For me, it’s one of those nights when I wish I wasn’t alone.
If you think I’m going all emotional about being single, go away. That’s not what I meant.
Can you imagine sitting on a rooftop or on a balcony, staring down at the city lights and just watching them light up the view? They may not be stars, but they could be a damn good substitute. You’re there just breathing it all in – the city lights, the cold December air – and imagine being there with someone. That someone doesn’t necessarily have to be someone you’re practically in love with. No. That someone could be your best friend, your sister, your mom – hell, just someone you can talk to. Someone who’d listen, someone who’d talk in return, or even someone who would just shut the hell up and watch it with you without having to say anything important or meaningful.
It’s moments like these and feelings like these that make you believe that you have a soul, that you are more than just a corporeal body that walks around the Earth with the possibility of having no real purpose. Screw the Absurd school of thought for a moment. It’s moments like these, looking at the city lights – the metropolitan stars amidst the smoke and whatever the hell else is polluting the air – that make you think that there has to be more to life than just doing actions with no value to them. It’s just one of those nights that make you want to discuss anything and everything – the weather, global warming (and if it exists or not), why life goes a certain way, rabbits, cake – anything.

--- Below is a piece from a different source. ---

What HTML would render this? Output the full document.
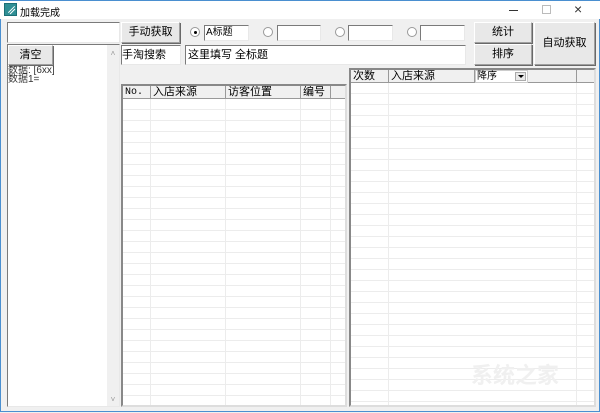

What probably sucks the most about me feeling this way at this very moment is the fact that I’m back at home holed up in my room alone. For once, I actually wished I lived in the University Dorm, so I could just stare at the view from one of those rooftops (where we practiced once for English-Lit class) at the blinking lights of Marikina and watch them slowly fade to black. And hopefully, I wouldn’t be alone. Sometimes, I also wish I were in Calatagan, gazing up at a million real stars and hearing the waves hit the shore. Hopefully, I wouldn’t be alone there either.
I don’t even know how to end this entry. Stream of consciousness much?